Contrasting these images are two other spaces, whose walls have been painted a dull blue-gray, showcasing pieces with alternative messages.
The Al Riwaq rotunda has been converted into a redacted recreation of a 2008 show titled Forever, The Management of Magic, featuring large-scale paintings in a sort of carousel of skewed imagination.
Of the more prominent paintings in the zone are two depicting the catastrophic opening day of Walt Disney’s legacy, Disneyland, in 1955.
“This was to recreate an environment where you could incarcerate…or steer…fantasy. These are recreations of the very first day when Disneyland opened, and it was a disaster zone. There was a gas leak at the entrance of Alice in Wonderland, the (Disneyland Electric Parade) light turtle collapsed, and more of those things.”
The “dark spaces,” a series of darkened rooms features some of his older work, including source materials and drawings.
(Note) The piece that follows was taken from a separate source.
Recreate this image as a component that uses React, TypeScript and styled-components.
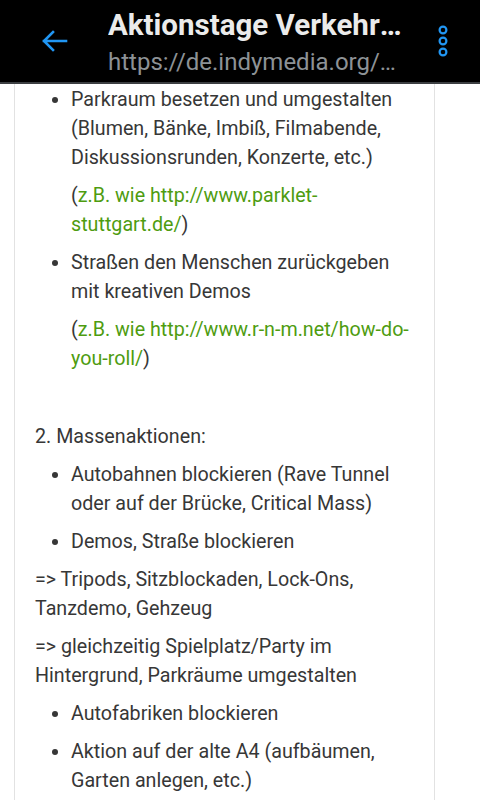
import styled, { createGlobalStyle } from "styled-components";

const GlobalStyle = createGlobalStyle`
  html, body {
    margin: 0;
    padding: 0;
    background: #ffffff;
  }
  body {
    font-family: Roboto, "Noto Sans", sans-serif;
  }
`;

const Page = styled.div`
  width: 480px;
  height: 800px;
  overflow: hidden;
  background: #ffffff;
`;

const TopBar = styled.header`
  display: flex;
  align-items: center;
  height: 82px;
  background: #000000;
  border-bottom: 2px solid #3c3f42;
`;

const IconButton = styled.button`
  display: flex;
  align-items: center;
  justify-content: center;
  width: ${({ $w }) => $w}px;
  height: 82px;
  padding: 0;
  border: 0;
  background: transparent;
  color: #2196f3;
`;

const TitleBlock = styled.div`
  display: flex;
  flex-direction: column;
  align-self: flex-start;
  width: 298px;
  margin-right: auto;
  padding-top: 7px;
`;

const Title = styled.div`
  font-size: 29.5px;
  font-weight: 700;
  line-height: 36px;
  color: #ebebeb;
  white-space: nowrap;
  overflow: hidden;
  text-overflow: ellipsis;
`;

const Url = styled.div`
  font-size: 24px;
  line-height: 38px;
  color: #8d9296;
  white-space: nowrap;
  overflow: hidden;
  text-overflow: ellipsis;
`;

const Article = styled.article`
  width: 421px;
  margin-left: 14px;
  padding: 1px 20px 0;
  box-sizing: border-box;
  height: 716px;
  border-left: 1px solid #e2e2e2;
  border-right: 1px solid #e2e2e2;
  color: #373737;
  font-size: 19.7px;
  line-height: 29px;
`;

const List = styled.ul`
  margin: 0;
  padding-left: 36px;
`;

const Item = styled.li`
  margin: 0 0 9px;
`;

const Para = styled.p`
  margin: ${({ $gap }) => ($gap ? "49px" : "0")} 0 9px;
`;

const ItemNote = styled.p`
  margin: 9px 0 0;
`;

const Link = styled.a`
  color: #4e9c10;
  text-decoration: none;
`;

export default function App() {
  return (
    <Page>
      <GlobalStyle />
      <TopBar>
        <IconButton $w={108}>
          <svg width="28" height="24" viewBox="0 0 28 24">
            <path
              d="M26 12H4M13 3L4 12l9 9"
              fill="none"
              stroke="currentColor"
              strokeWidth="2.6"
              strokeLinecap="square"
            />
          </svg>
        </IconButton>
        <TitleBlock>
          <Title>Aktionstage Verkehrswende Stuttgart</Title>
          <Url>https://de.indymedia.org/node/12345</Url>
        </TitleBlock>
        <IconButton $w={74}>
          <svg width="12" height="34" viewBox="0 0 12 34">
            <circle cx="6" cy="6" r="3.4" fill="none" stroke="currentColor" strokeWidth="2.2" />
            <circle cx="6" cy="17" r="3.4" fill="none" stroke="currentColor" strokeWidth="2.2" />
            <circle cx="6" cy="28" r="3.4" fill="none" stroke="currentColor" strokeWidth="2.2" />
          </svg>
        </IconButton>
      </TopBar>

      <Article>
        <List>
          <Item>
            Parkraum besetzen und umgestalten (Blumen, Bänke, Imbiß, Filmabende,
            Diskussionsrunden, Konzerte, etc.)
            <ItemNote>
              (<Link href="#">z.B. wie http://www.parklet-stuttgart.de/</Link>)
            </ItemNote>
          </Item>
          <Item>
            Straßen den Menschen zurückgeben mit kreativen Demos
            <ItemNote>
              (<Link href="#">z.B. wie http://www.r-n-m.net/how-do-you-roll/</Link>)
            </ItemNote>
          </Item>
        </List>

        <Para $gap>2. Massenaktionen:</Para>
        <List>
          <Item>Autobahnen blockieren (Rave Tunnel oder auf der Brücke, Critical Mass)</Item>
          <Item>Demos, Straße blockieren</Item>
        </List>
        <Para>=&gt; Tripods, Sitzblockaden, Lock-Ons, Tanzdemo, Gehzeug</Para>
        <Para>=&gt; gleichzeitig Spielplatz/Party im Hintergrund, Parkräume umgestalten</Para>
        <List>
          <Item>Autofabriken blockieren</Item>
          <Item>Aktion auf der alte A4 (aufbäumen, Garten anlegen, etc.)</Item>
        </List>
      </Article>
    </Page>
  );
}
The space also features a hanging sphere depicting, among other works, the passion play, traditionally a dramatic presentation depicting the finals days of Jesus Christ, a reimagining of 9/11 as a scene from a paintball arena, and an original in situ sketch of a gas chamber at a German concentration camp.
Tuymans said:
“This is a piece we rarely get…it’s very fragile, and it’s an old piece. It’s made in the beginning of the 80s. It’s made in the gas chamber in (Dachau), on the spot, on the backside of a calendar, with watercolor.
It’s yellowed (now), and in ‘86, I made a painting out of it. This is an important piece because it actually shows you something you can’t see. It shows you horror you can’t see. It has a moral element to it. It shows you how terror can be at random, and can be anything, and (how) its size can differ.”
The zone also features some of the Tuymans’ oldest works, painted on scraps of cardboard, and created at a time when the artist couldn’t afford to buy canvas.
The exhibition is free and open from 10:30am to 5:30pm on Sundays, Mondays and Wednesdays, noon to 8pm on Thursdays and Saturdays, and from 2 to 8pm on Fridays. It is closed Tuesdays.